# Anyone keeping gobies with shrimp?



## Church (Sep 14, 2004)

I'm pretty sure gobies eat shrimp for a living.  

I don't recommend it. I think what you _might_ want to do is set up a new tank for him. Come on, this is great news! You have a legitimate reason to set up a new tank!


----------



## leviathan0 (Oct 6, 2007)

Generally speaking, what fits in goby's mouth goes in goby's mouth.

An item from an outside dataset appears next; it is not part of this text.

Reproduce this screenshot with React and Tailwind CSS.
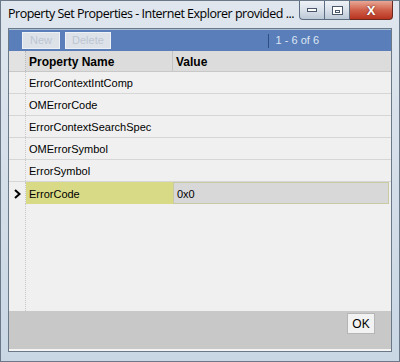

Here's your excuse to start a brand new hillstream tank though.


----------



## Digsy (Mar 4, 2006)

That's what I was afraid of. I found several threads on here where people said they were ignoring their shrimp and concentrating on algae but I wasn't willing to gamble with my blue tigers and I'm glad I didn't! Unfortunately, I think that my husband would kill me if I set up another tank so, I guess I'll have to find a new home for him.


----------



## Church (Sep 14, 2004)

Digsy said:


> Unfortunately, I think that my husband would kill me if I set up another tank so, I guess I'll have to find a new home for him.


Yeah it's time to find a new home for your husband.





OH, you were talking about the goby!


----------



## Digsy (Mar 4, 2006)

Church said:


> Yeah it's time to find a new home for your husband.
> 
> 
> 
> ...


LOL! I didn't even realize how that sounded when I typed it....but now that you mention it....hmmmm....


----------



## Gobies et al (Jun 7, 2008)

Lipstick goby is aka Sicyopus jonklaasi. According to Fishbase they are carnivores found in fast flowing streams. Information at this site:

http://www.fishbase.org/Summary/SpeciesSummary.php?ID=10800

I keep a number of different gobies with shrimp, but I wouldn't with this particular one.


----------



## invert1 (Jun 25, 2008)

Gobies et al said:


> Lipstick goby is aka Sicyopus jonklaasi. According to Fishbase they are carnivores found in fast flowing streams. Information at this site:
> 
> http://www.fishbase.org/Summary/SpeciesSummary.php?ID=10800
> 
> I keep a number of different gobies with shrimp, but I wouldn't with this particular one.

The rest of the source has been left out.